Media is not a babysitter!
Parents who treat television, movies, and other media like a babysitter fall into two categories, which roughly align with political labels. "Conservative" parents desire censored, beige, moral-laden media content which they can trust not to harm their children in their absence. "Liberal" parents desire that their children be grown up enough to handle whatever it is they watch. Both views fundamentally suffer from the absence of parental guidance.
There is nothing wrong with either of these views in moderation. As a child grows up in such a diverse multimedia culture, it is only natural that they should desire and be allowed to learn from a mix of media sources—even a mix of true and false is useful with wise parental guidance. On one hand, parents have a duty to protect their children from the vulgar and the biased, but on the other hand, age is only a rule of thumb, and moderate roughness merely emulates life—if this view is taught by wise parental guidance.
This may be an overly general observation, but it seems to me that there are some inevitable dynamics here. Namely, that those whose parents let them watch "everything," eventually create rebellion among those whose parents let them watch "nothing." Without maturity, the first group will naturally indulge in extremes—and therefore recommend them. This creates poisonous biases and stunted emotional growth. As children, the second group is naturally curious about what they might be missing, and so defy their parents, secretly consuming the media recommended by the "everything" group.
Parents who are absent from their children's media diets—for whatever reason—cannot guide their intellectual and emotional growth. Parents of the "everything" group are absent in spirit because they tend to behave more as one of the kids than as parents. Parents of the "nothing" group are absent mostly in body because they have a strong work ethic, thought they live by a moral code which places value on their children.
Of course, there are a vast number of reasons that either parental group is absent in whatever form. Furthermore, the general descriptions I give of each group assume that the parents care enough about their children to have an opinion about the media they view. When physical absence means working to provide, and when spiritual absence means trying to relate, the parents are demonstrating love according to their own perspective.

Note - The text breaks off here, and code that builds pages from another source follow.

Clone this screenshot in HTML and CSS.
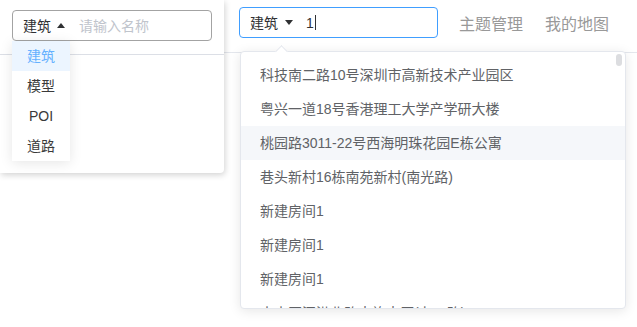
FILE: index.html
```html
<!DOCTYPE html>
<html lang="zh-CN">
<head>
    <meta charset="UTF-8">
    <meta name="viewport" content="width=device-width, initial-scale=1.0">
    <title>地图搜索</title>
    <link rel="stylesheet" href="styles.css">
</head>
<body>
    <div class="header">
        <div class="search-wrap">
            <div class="search is-focus">
                <span class="type">建筑<i class="caret caret-down"></i></span>
                <span class="value">1</span><span class="cursor"></span>
            </div>

            <!-- 搜索建议 -->
            <div class="suggest">
                <div class="arrow"></div>
                <ul class="suggest-list">
                    <li>科技南二路10号深圳市高新技术产业园区</li>
                    <li>粤兴一道18号香港理工大学产学研大楼</li>
                    <li class="hover">桃园路3011-22号西海明珠花园E栋公寓</li>
                    <li>巷头新村16栋南苑新村(南光路)</li>
                    <li>新建房间1</li>
                    <li>新建房间1</li>
                    <li>新建房间1</li>
                    <li>南山区深港北路大族大厦(办工路)</li>
                </ul>
                <div class="scroll-thumb"></div>
            </div>
        </div>

        <div class="nav">
            <a href="#">主题管理</a>
            <a href="#">我的地图</a>
            <span class="nav-dot"></span>
        </div>
    </div>

    <div class="side-panel">
        <div class="panel-top">
            <div class="name-input">
                <span class="type">建筑<i class="caret caret-up"></i></span>
                <span class="placeholder">请输入名称</span>
            </div>
        </div>

        <ul class="type-menu">
            <li class="active">建筑</li>
            <li>模型</li>
            <li>POI</li>
            <li>道路</li>
        </ul>
    </div>
</body>
</html>
```

FILE: styles.css
```css
body {
    margin: 0;
    padding: 0;
    background-color: #ffffff;
    font-family: "Liberation Sans", "Noto Sans CJK SC", sans-serif;
    font-size: 14px;
    color: #303133;
    overflow: hidden;
    height: 100vh;
}

ul {
    list-style: none;
    margin: 0;
    padding: 0;
}

.header {
    height: 52px;
    border-bottom: 1px solid #e4e7ed;
    display: flex;
    align-items: flex-start;
    padding-left: 239px;
}

.search-wrap {
    position: relative;
    flex-shrink: 0;
    margin-top: 7px;
}

.search {
    width: 199px;
    height: 31px;
    box-sizing: border-box;
    border: 1px solid #409eff;
    border-radius: 4px;
    display: flex;
    align-items: center;
    padding-left: 10px;
}

.type {
    display: flex;
    align-items: center;
    color: #303133;
    line-height: 1;
}

.caret {
    display: inline-block;
    width: 0;
    height: 0;
    margin-left: 7px;
    border-left: 4px solid transparent;
    border-right: 4px solid transparent;
}

.caret-down {
    border-top: 5px solid #303133;
}

.caret-up {
    border-bottom: 5px solid #303133;
    margin-left: 6px;
}

.value {
    margin-left: 13px;
    line-height: 1;
}

.cursor {
    display: inline-block;
    width: 1px;
    height: 15px;
    background-color: #303133;
    margin-left: 1px;
}

.suggest {
    position: absolute;
    top: 44px;
    left: 1px;
    width: 386px;
    height: 258px;
    box-sizing: border-box;
    background-color: #ffffff;
    border: 1px solid #e4e7ed;
    border-radius: 4px;
    box-shadow: 0 2px 12px 0 rgba(0, 0, 0, 0.1);
    z-index: 2;
}

.arrow {
    position: absolute;
    top: -5px;
    left: 36px;
    width: 8px;
    height: 8px;
    background-color: #ffffff;
    border-top: 1px solid #e4e7ed;
    border-left: 1px solid #e4e7ed;
    transform: rotate(45deg);
}

.suggest-list {
    height: 100%;
    overflow: hidden;
    padding-top: 6px;
    box-sizing: border-box;
}

.suggest-list li {
    height: 34px;
    line-height: 34px;
    padding: 0 19px;
    color: #606266;
    white-space: nowrap;
}

.suggest-list li.hover {
    background-color: #f5f7fa;
}

.scroll-thumb {
    position: absolute;
    top: 2px;
    right: 3px;
    width: 6px;
    height: 12px;
    border-radius: 3px;
    background-color: #dcdde0;
}

.nav {
    display: flex;
    align-items: center;
    flex-shrink: 0;
    height: 31px;
    margin-top: 7px;
    margin-left: 21px;
    white-space: nowrap;
}

.nav a {
    color: #999999;
    font-size: 16px;
    text-decoration: none;
    margin-right: 22px;
}

.nav-dot {
    width: 6px;
    height: 2px;
    margin-left: 11px;
    margin-top: -6px;
    background-color: #f5a623;
    border-radius: 1px;
}

.side-panel {
    position: absolute;
    top: 0;
    left: 0;
    width: 224px;
    height: 173px;
    background-color: #ffffff;
    border-radius: 0 0 4px 0;
    box-shadow: 1px 2px 6px rgba(0, 0, 0, 0.18);
    z-index: 3;
}

.panel-top {
    height: 55px;
    border-bottom: 1px solid #dcdfe6;
    padding: 10px 12px 0;
    box-sizing: border-box;
}

.name-input {
    height: 31px;
    box-sizing: border-box;
    border: 1px solid #a3a3a3;
    border-radius: 4px;
    display: flex;
    align-items: center;
    padding-left: 10px;
}

.placeholder {
    margin-left: 14px;
    color: #c0c4cc;
    line-height: 1;
}

.type-menu {
    position: absolute;
    top: 41px;
    left: 12px;
    width: 58px;
    background-color: #ffffff;
    box-shadow: 0 2px 12px 0 rgba(0, 0, 0, 0.1);
}

.type-menu li {
    height: 30px;
    line-height: 30px;
    text-align: center;
    color: #3a3a3a;
}

.type-menu li.active {
    background-color: #ecf5ff;
    color: #66b1ff;
}
```
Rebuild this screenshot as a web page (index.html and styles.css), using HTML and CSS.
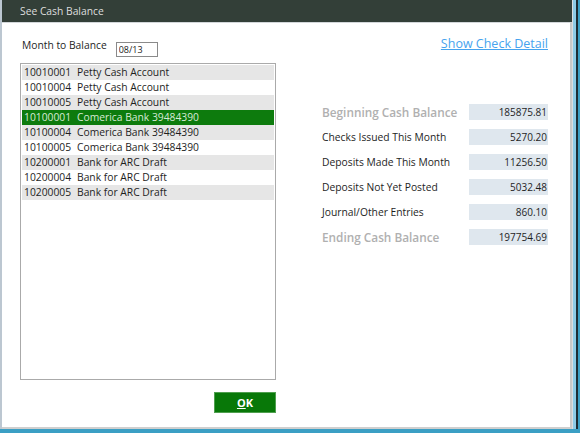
FILE: index.html
```html
<!DOCTYPE html>
<html lang="en">
<head>
    <meta charset="UTF-8">
    <meta name="viewport" content="width=device-width, initial-scale=1.0">
    <title>See Cash Balance</title>
    <link rel="stylesheet" href="styles.css">
</head>
<body>

    <div class="window">
        <div class="titlebar">See Cash Balance</div>

        <div class="dialog">
            <div class="top-row">
                <label class="month-label" for="month">Month to Balance</label>
                <input class="month-input" type="text" id="month" value="08/13">
                <a class="detail-link" href="#">Show Check Detail</a>
            </div>

            <div class="main">
                <div class="left-col">
                    <div class="acct-list">
                        <div class="acct-row"><span class="acct-code">10010001</span>Petty Cash Account</div>
                        <div class="acct-row"><span class="acct-code">10010004</span>Petty Cash Account</div>
                        <div class="acct-row"><span class="acct-code">10010005</span>Petty Cash Account</div>
                        <div class="acct-row selected"><span class="acct-code">10100001</span>Comerica Bank 39484390</div>
                        <div class="acct-row"><span class="acct-code">10100004</span>Comerica Bank 39484390</div>
                        <div class="acct-row"><span class="acct-code">10100005</span>Comerica Bank 39484390</div>
                        <div class="acct-row"><span class="acct-code">10200001</span>Bank for ARC Draft</div>
                        <div class="acct-row"><span class="acct-code">10200004</span>Bank for ARC Draft</div>
                        <div class="acct-row"><span class="acct-code">10200005</span>Bank for ARC Draft</div>
                    </div>
                    <div class="actions">
                        <button class="btn-ok"><u>O</u>K</button>
                    </div>
                </div>

                <div class="totals">
                    <div class="total-row">
                        <span class="total-label strong">Beginning Cash Balance</span>
                        <span class="total-value">185875.81</span>
                    </div>
                    <div class="total-row">
                        <span class="total-label">Checks Issued This Month</span>
                        <span class="total-value">5270.20</span>
                    </div>
                    <div class="total-row">
                        <span class="total-label">Deposits Made This Month</span>
                        <span class="total-value">11256.50</span>
                    </div>
                    <div class="total-row">
                        <span class="total-label">Deposits Not Yet Posted</span>
                        <span class="total-value">5032.48</span>
                    </div>
                    <div class="total-row">
                        <span class="total-label">Journal/Other Entries</span>
                        <span class="total-value">860.10</span>
                    </div>
                    <div class="total-row">
                        <span class="total-label strong">Ending Cash Balance</span>
                        <span class="total-value">197754.69</span>
                    </div>
                </div>
            </div>
        </div>
    </div>

</body>
</html>
```

FILE: styles.css
```css
* {
    margin: 0;
    padding: 0;
    box-sizing: border-box;
}
body {
    font-family: "Open Sans", "Noto Sans", sans-serif;
    font-size: 10.3px;
    color: #1e1e1e;
    background-color: #3b9fc4;
    width: 580px;
    height: 433px;
    overflow: hidden;
}
.window {
    width: 572px;
    height: 429px;
    border-left: 2px solid #bcc7d1;
    background-color: #fff;
    display: flex;
    flex-direction: column;
    box-shadow: 1px 0 0 #d9dde0, 4px 0 0 #8dcbe6, 6px 0 0 #1d2c33;
}
.titlebar {
    height: 22px;
    line-height: 22px;
    padding-left: 18px;
    background-color: #333f38;
    color: #dedede;
}
.dialog {
    flex: 1;
    border-top: 1px solid #d3d7da;
    border-right: 2px solid #c9c9c9;
    border-bottom: 2px solid #cfcfcf;
    padding: 13px 22px 0 18px;
}
.top-row {
    display: flex;
    align-items: flex-start;
}
.month-label {
    line-height: 14px;
    margin: 2px 0 0 2px;
}
.month-input {
    margin: 6px 0 0 9px;
    width: 42px;
    height: 15px;
    border: 1px solid #8a8a8a;
    font-family: "Open Sans", sans-serif;
    font-size: 9px;
    padding: 0 2px;
    color: #222;
}
.detail-link {
    margin-left: auto;
    font-size: 12.5px;
    line-height: 16px;
    color: #46a3ee;
    text-decoration: underline;
}
.main {
    display: flex;
    margin-top: 6px;
}
.left-col {
    width: 256px;
}
.acct-list {
    height: 317px;
    border: 1px solid #aaa;
    padding: 1px;
}
.acct-row {
    height: 15px;
    line-height: 15px;
    padding-left: 2px;
    white-space: nowrap;
}
.acct-row:nth-child(odd) {
    background-color: #e6e6e6;
}
.acct-row.selected {
    background-color: #0d7b0d;
    color: #d6ead6;
}
.acct-code {
    display: inline-block;
    width: 53px;
}
.actions {
    display: flex;
    justify-content: flex-end;
    margin-top: 12px;
}
.btn-ok {
    width: 62px;
    height: 21px;
    background-color: #087808;
    border: 1px solid #4f9f4f;
    color: #fff;
    font-family: "Open Sans", sans-serif;
    font-weight: 700;
    font-size: 11px;
}
.totals {
    flex: 1;
    margin-left: 46px;
    padding-top: 41px;
    display: flex;
    flex-direction: column;
    gap: 9px;
}
.total-row {
    display: flex;
    justify-content: space-between;
    align-items: center;
    height: 16px;
}
.total-label.strong {
    font-size: 11.8px;
    font-weight: 600;
    color: #b0b0b0;
}
.total-value {
    width: 79px;
    height: 16px;
    line-height: 16px;
    background-color: #dfe7ee;
    text-align: right;
    padding-right: 1px;
    font-size: 10px;
}
```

The point is most media today—of whatever political ilk—tends to accomplish the same end of alienating children from parents. Whether this is by design, as some suppose, or merely collateral damage from the industrial career machine, I can't say. As certain as media is broken down into genres which exclude one cliche from another, so media is designed to capitalize on the gulf between parent and child. So either the child must become the parent, or the parent must become the child.
It seems to me that the solution is to teach parents to be children enough to explore, and grown-up enough to avoid pitfalls. It is not a solution to all the world's problems, but what is needed in the media war is not more extremes, but more moderation. Art transcends genre and, therefore, the human divisions associated with it. Kids won't understand serious literature and parents won't engage with sappy kids' shows.

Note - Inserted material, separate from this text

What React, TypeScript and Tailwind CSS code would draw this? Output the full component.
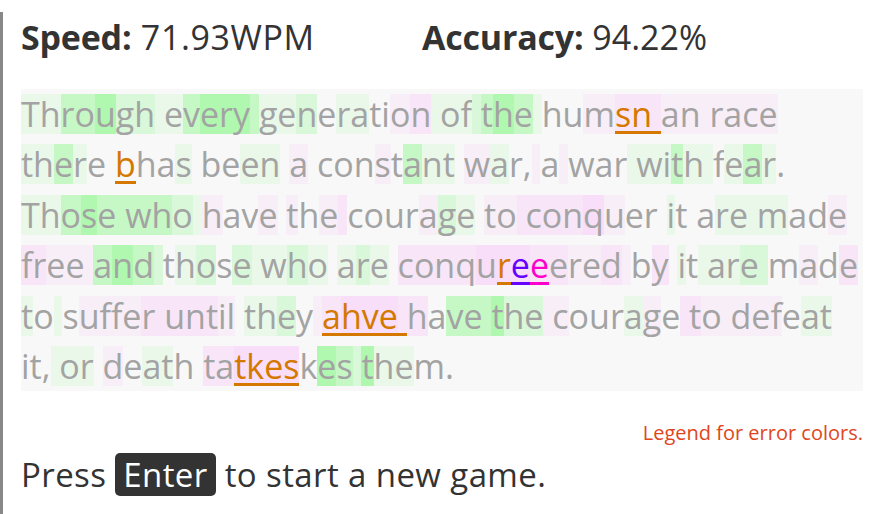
import React from "react";

type Seg = [string, string, string?];

const BG: Record<string, string> = {
  "0": "",
  a: "bg-[#eaf8ea]",
  b: "bg-[#d9f8d9]",
  c: "bg-[#c6f8c6]",
  d: "bg-[#b0f8b0]",
  p: "bg-[#f8eef8]",
  q: "bg-[#f8e6f8]",
  r: "bg-[#f8def8]",
};

const ERR: Record<string, string> = {
  O: "text-[#d47800] border-b-[3px] border-[#d47800]",
  V: "text-[#6600ff] border-b-[3px] border-[#6600ff]",
  M: "text-[#ff00cc] border-b-[3px] border-[#ff00cc]",
};

const LINES: Seg[][] = [
  [
    ["Th", "a"], ["ro", "c"], ["u", "d"], ["gh", "b"], [" ", "a"], ["e", "a"], ["v", "c"], ["ery", "d"], [" ", "c"],
    ["ge", "a"], ["n", "b"], ["e", "0"], ["ra", "a"], ["ti", "0"], ["o", "p"], ["n", "q"], [" of", "a"], [" ", "b"],
    ["t", "c"], ["h", "d"], ["e", "c"], [" ", "a"], ["hu", "0"], ["m", "p"], ["sn ", "q", "O"], ["an race", "p"],
  ],
  [
    ["th", "a"], ["e", "c"], ["r", "a"], ["e ", "0"], ["b", "0", "O"], ["ha", "0"], ["s", "a"], [" be", "0"], ["en", "a"],
    [" ", "0"], ["a", "p"], [" con", "0"], ["s", "p"], ["t", "0"], ["a", "c"], ["nt", "a"], [" ", "0"], ["w", "p"],
    ["a", "a"], ["r,", "0"], [" ", "p"], ["a", "0"], [" ", "p"], ["war", "0"], [" wi", "a"], ["t", "c"], ["h ", "a"],
    ["f", "0"], ["e", "a"], ["a", "c"], ["r", "a"], [".", "0"],
  ],
  [
    ["Th", "a"], ["o", "c"], ["s", "d"], ["e wh", "c"], ["o", "b"], [" ", "a"], ["h", "p"], ["av", "0"], ["e", "p"],
    [" ", "0"], ["t", "p"], ["h", "0"], ["e", "p"], [" ", "q"], ["cour", "0"], ["a", "p"], ["g", "b"], ["e", "a"],
    [" ", "0"], ["to", "p"], [" con", "q"], ["q", "r"], ["u", "p"], ["er ", "0"], ["i", "a"], ["t a", "0"],
    ["re m", "a"], ["ad", "0"], ["e", "p"],
  ],
  [
    ["fr", "q"], ["ee ", "p"], ["a", "c"], ["n", "d"], ["d", "c"], [" ", "b"], ["t", "0"], ["h", "a"], ["o", "b"],
    ["s", "0"], ["e", "b"], [" w", "a"], ["h", "b"], ["o", "a"], [" ", "0"], ["a", "a"], ["r", "b"], ["e", "a"],
    [" ", "0"], ["con", "q"], ["q", "q"], ["u", "r"], ["r", "r", "O"], ["e", "r", "V"], ["e", "q", "M"], ["e", "q"],
    ["re", "p"], ["d", "q"], [" ", "p"], ["b", "0"], ["y", "q"], [" ", "0"], ["i", "a"], ["t", "0"], [" ar", "a"],
    ["e ", "b"], ["m", "0"], ["a", "p"], ["d", "0"], ["e", "q"],
  ],
  [
    ["t", "a"], ["o", "0"], [" ", "a"], ["s", "0"], ["uffe", "p"], ["r unt", "q"], ["il", "p"], [" ", "0"], ["th", "a"],
    ["e", "b"], ["y", "0"], [" ", "p"], ["a", "q", "O"], ["hve", "r", "O"], [" ", "q", "O"], ["h", "q"], ["a", "0"],
    ["ve ", "c"], ["t", "d"], ["he", "b"], [" c", "p"], ["our", "0"], ["a", "a"], ["g", "p"], ["e", "0"], [" t", "q"],
    ["o def", "p"], ["e", "0"], ["at", "a"],
  ],
  [
    ["it,", "0"], [" or", "a"], [" ", "0"], ["d", "p"], ["e", "0"], ["at", "a"], ["h ", "0"], ["ta", "q"],
    ["tkes", "r", "O"], ["k", "0"], ["e", "d"], ["s", "c"], [" ", "b"], ["t", "d"], ["he", "a"], ["m.", "0"],
  ],
];

export default function App() {
  return (
    <div
      className="min-h-screen border-l-[3px] border-[#888888] bg-white pl-[18px] text-[#333333]"
      style={{ fontFamily: '"Open Sans", "Noto Sans", sans-serif' }}
    >
      <div className="mt-[12px] flex h-[50px] text-[34px] leading-[50px]">
        <div className="w-[401px] whitespace-pre">
          <span className="font-bold tracking-[-0.2px]">Speed:</span>
          <span className="tracking-[0.6px]"> 71.93WPM</span>
        </div>
        <div className="whitespace-pre">
          <span className="font-bold tracking-[-0.2px]">Accuracy:</span> 94.22%
        </div>
      </div>

      <div className="mt-[27px] flex w-[842px] flex-col gap-[10.4px] bg-[#f8f8f8] py-[5px] text-[34px] leading-[40px] text-[#a3a3a3]">
        {LINES.map((line, i) => (
          <div key={i} className="flex h-[40px]">
            {line.map(([t, bg, err], j) => (
              <span
                key={j}
                className={`h-[40px] whitespace-pre ${BG[bg]} ${err ? ERR[err] : ""}`}
              >
                {t}
              </span>
            ))}
          </div>
        ))}
      </div>

      <div className="mt-[30px] w-[842px] text-right text-[20px] leading-[24px] text-[#e0461c]">
        Legend for error colors.
      </div>

      <div className="mt-[8px] h-[43px] whitespace-pre text-[33px] leading-[43px] tracking-[0.4px]">
        Press{" "}
        <kbd
          className="inline-block h-[43px] rounded-[5px] bg-[#333333] px-[8px] text-[33px] leading-[43px] text-white"
          style={{ fontFamily: '"Open Sans", "Noto Sans", sans-serif' }}
        >
          Enter
        </kbd>{" "}
        to start a new game.
      </div>
    </div>
  );
}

I assure you: there is a middle ground.
MEDIA: Up - Pixar has a great track record for putting out films that bridge the gap between children and adults with enough meat for discussion. Up begins with a montage of two young people's life together: their dreams, their struggles, growing old, and finally the wife's death. The elderly Carl literally takes his house (the symbol of his whole life) on an airborne journey to realize his and his late wife's dream.